⟨

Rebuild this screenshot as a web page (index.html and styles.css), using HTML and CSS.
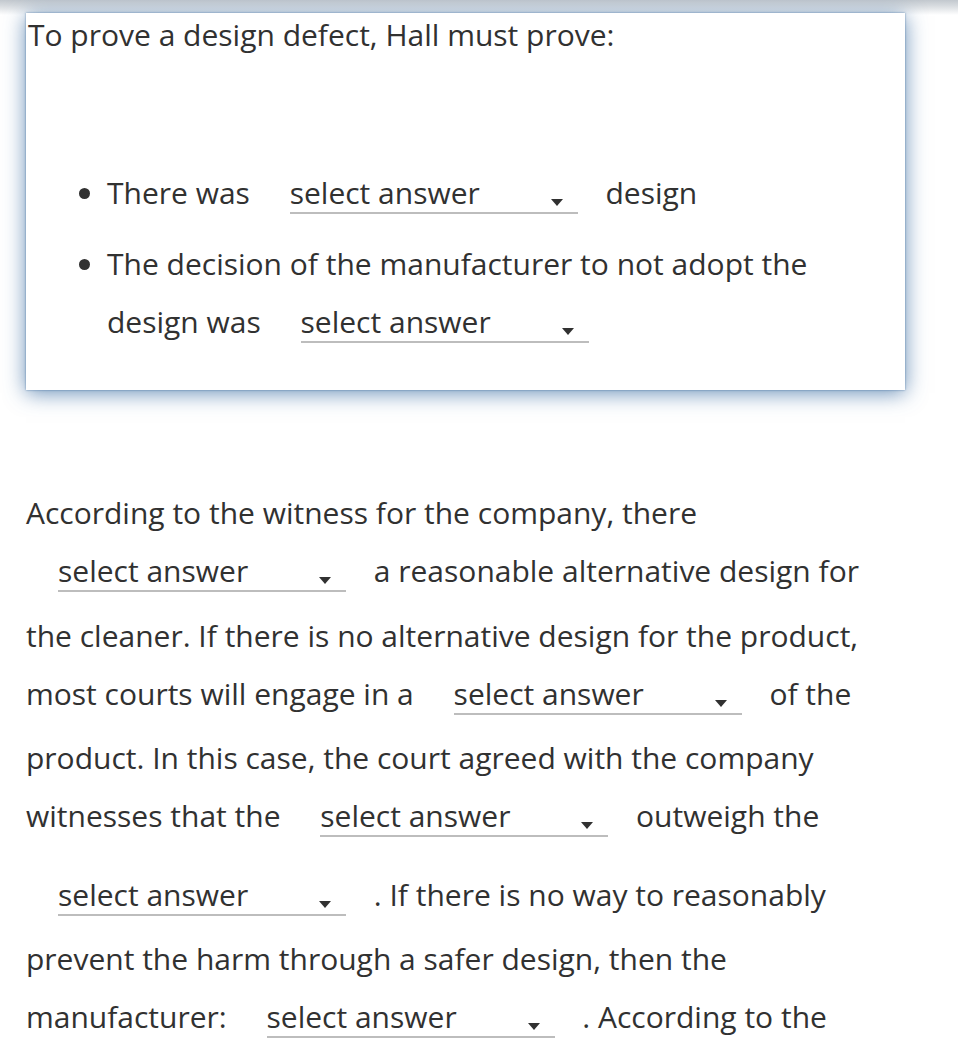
FILE: index.html
```html
<!DOCTYPE html>
<html lang="en">
<head>
<meta charset="utf-8">
<title>Design defect</title>
<link rel="stylesheet" href="styles.css">
</head>
<body>
<div class="page">
  <section class="card">
    <p class="lead">To prove a design defect, Hall must prove:</p>
    <ul class="conditions">
      <li>There was <span class="select">select answer</span> design</li>
      <li>The decision of the manufacturer to not adopt the design was <span class="select">select answer</span></li>
    </ul>
  </section>
  <p class="passage">According to the witness for the company, there <span class="select">select answer</span> a reasonable alternative design for the cleaner. If there is no alternative design for the product, most courts will engage in a <span class="select">select answer</span> of the product. In this case, the court agreed with the company witnesses that the <span class="select">select answer</span> outweigh the <span class="select">select answer</span> . If there is no way to reasonably prevent the harm through a safer design, then the manufacturer: <span class="select">select answer</span> . According to the</p>
</div>
</body>
</html>
```
FILE: styles.css
```css
html, body {
  margin: 0;
  padding: 0;
  background: #fff;
}

body {
  font-family: "Open Sans", "Noto Sans", sans-serif;
  font-size: 30px;
  line-height: 44px;
  color: #313131;
}

.page {
  padding: 13px 53px 0 26px;
  background: linear-gradient(to bottom, #c2c8ce 0, #d8dce0 6px, #ffffff 15px) no-repeat;
  background-size: 100% 15px;
}

.card {
  background: #fff;
  padding: 0 0 26px 2px;
  box-shadow: 0 0 2px rgba(50, 100, 150, 0.7), 0 3px 20px rgba(55, 105, 160, 0.75);
}

.lead {
  margin: 0;
}

.conditions {
  margin: 100px 0 0;
  padding: 0 0 0 79px;
  list-style: disc;
}

.conditions li + li {
  margin-top: 6px;
}

.passage {
  margin: 101px 0 0;
}

.select {
  position: relative;
  display: inline-block;
  box-sizing: border-box;
  width: 288px;
  line-height: 38px;
  margin: 17px 20px 21.5px 32px;
  border-bottom: 2px solid #bdbdbd;
  color: #313131;
  vertical-align: baseline;
}

.select::after {
  content: "";
  position: absolute;
  right: 15px;
  bottom: 6px;
  width: 0;
  height: 0;
  border-left: 6px solid transparent;
  border-right: 6px solid transparent;
  border-top: 7px solid #313131;
}
```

⟩

→ Required work: Using the data above, print every line exactly, omitting pictures.

→ Task output:
Rebuild this screenshot as a web page (index.html and styles.css), using HTML and CSS.
FILE: index.html
```html
<!DOCTYPE html>
<html lang="en">
<head>
<meta charset="utf-8">
<title>Design defect</title>
<link rel="stylesheet" href="styles.css">
</head>
<body>
<div class="page">
  <section class="card">
    <p class="lead">To prove a design defect, Hall must prove:</p>
    <ul class="conditions">
      <li>There was <span class="select">select answer</span> design</li>
      <li>The decision of the manufacturer to not adopt the design was <span class="select">select answer</span></li>
    </ul>
  </section>
  <p class="passage">According to the witness for the company, there <span class="select">select answer</span> a reasonable alternative design for the cleaner. If there is no alternative design for the product, most courts will engage in a <span class="select">select answer</span> of the product. In this case, the court agreed with the company witnesses that the <span class="select">select answer</span> outweigh the <span class="select">select answer</span> . If there is no way to reasonably prevent the harm through a safer design, then the manufacturer: <span class="select">select answer</span> . According to the</p>
</div>
</body>
</html>
```
FILE: styles.css
```css
html, body {
  margin: 0;
  padding: 0;
  background: #fff;
}

body {
  font-family: "Open Sans", "Noto Sans", sans-serif;
  font-size: 30px;
  line-height: 44px;
  color: #313131;
}

.page {
  padding: 13px 53px 0 26px;
  background: linear-gradient(to bottom, #c2c8ce 0, #d8dce0 6px, #ffffff 15px) no-repeat;
  background-size: 100% 15px;
}

.card {
  background: #fff;
  padding: 0 0 26px 2px;
  box-shadow: 0 0 2px rgba(50, 100, 150, 0.7), 0 3px 20px rgba(55, 105, 160, 0.75);
}

.lead {
  margin: 0;
}

.conditions {
  margin: 100px 0 0;
  padding: 0 0 0 79px;
  list-style: disc;
}

.conditions li + li {
  margin-top: 6px;
}

.passage {
  margin: 101px 0 0;
}

.select {
  position: relative;
  display: inline-block;
  box-sizing: border-box;
  width: 288px;
  line-height: 38px;
  margin: 17px 20px 21.5px 32px;
  border-bottom: 2px solid #bdbdbd;
  color: #313131;
  vertical-align: baseline;
}

.select::after {
  content: "";
  position: absolute;
  right: 15px;
  bottom: 6px;
  width: 0;
  height: 0;
  border-left: 6px solid transparent;
  border-right: 6px solid transparent;
  border-top: 7px solid #313131;
}
```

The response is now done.